▸ TASK BRIEF: Quote the full listing word for word.

"""

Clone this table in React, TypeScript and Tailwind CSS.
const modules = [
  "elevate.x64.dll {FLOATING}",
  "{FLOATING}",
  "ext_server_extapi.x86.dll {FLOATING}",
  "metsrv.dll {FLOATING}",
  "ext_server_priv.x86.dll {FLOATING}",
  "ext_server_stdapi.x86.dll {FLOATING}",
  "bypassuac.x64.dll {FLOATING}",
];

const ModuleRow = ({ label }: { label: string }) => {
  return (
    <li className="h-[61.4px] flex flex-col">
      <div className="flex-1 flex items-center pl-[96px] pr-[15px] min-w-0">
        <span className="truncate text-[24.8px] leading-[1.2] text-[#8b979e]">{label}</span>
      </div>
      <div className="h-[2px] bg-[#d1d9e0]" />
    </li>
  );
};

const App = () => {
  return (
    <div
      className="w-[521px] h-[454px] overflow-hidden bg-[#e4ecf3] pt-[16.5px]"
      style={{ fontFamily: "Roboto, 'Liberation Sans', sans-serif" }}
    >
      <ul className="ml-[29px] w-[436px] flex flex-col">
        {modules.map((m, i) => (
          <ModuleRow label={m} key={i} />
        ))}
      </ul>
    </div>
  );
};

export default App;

"""

▸ REPLY TO THE EXERCISE:
Clone this table in React, TypeScript and Tailwind CSS.
const modules = [
  "elevate.x64.dll {FLOATING}",
  "{FLOATING}",
  "ext_server_extapi.x86.dll {FLOATING}",
  "metsrv.dll {FLOATING}",
  "ext_server_priv.x86.dll {FLOATING}",
  "ext_server_stdapi.x86.dll {FLOATING}",
  "bypassuac.x64.dll {FLOATING}",
];

const ModuleRow = ({ label }: { label: string }) => {
  return (
    <li className="h-[61.4px] flex flex-col">
      <div className="flex-1 flex items-center pl-[96px] pr-[15px] min-w-0">
        <span className="truncate text-[24.8px] leading-[1.2] text-[#8b979e]">{label}</span>
      </div>
      <div className="h-[2px] bg-[#d1d9e0]" />
    </li>
  );
};

const App = () => {
  return (
    <div
      className="w-[521px] h-[454px] overflow-hidden bg-[#e4ecf3] pt-[16.5px]"
      style={{ fontFamily: "Roboto, 'Liberation Sans', sans-serif" }}
    >
      <ul className="ml-[29px] w-[436px] flex flex-col">
        {modules.map((m, i) => (
          <ModuleRow label={m} key={i} />
        ))}
      </ul>
    </div>
  );
};

export default App;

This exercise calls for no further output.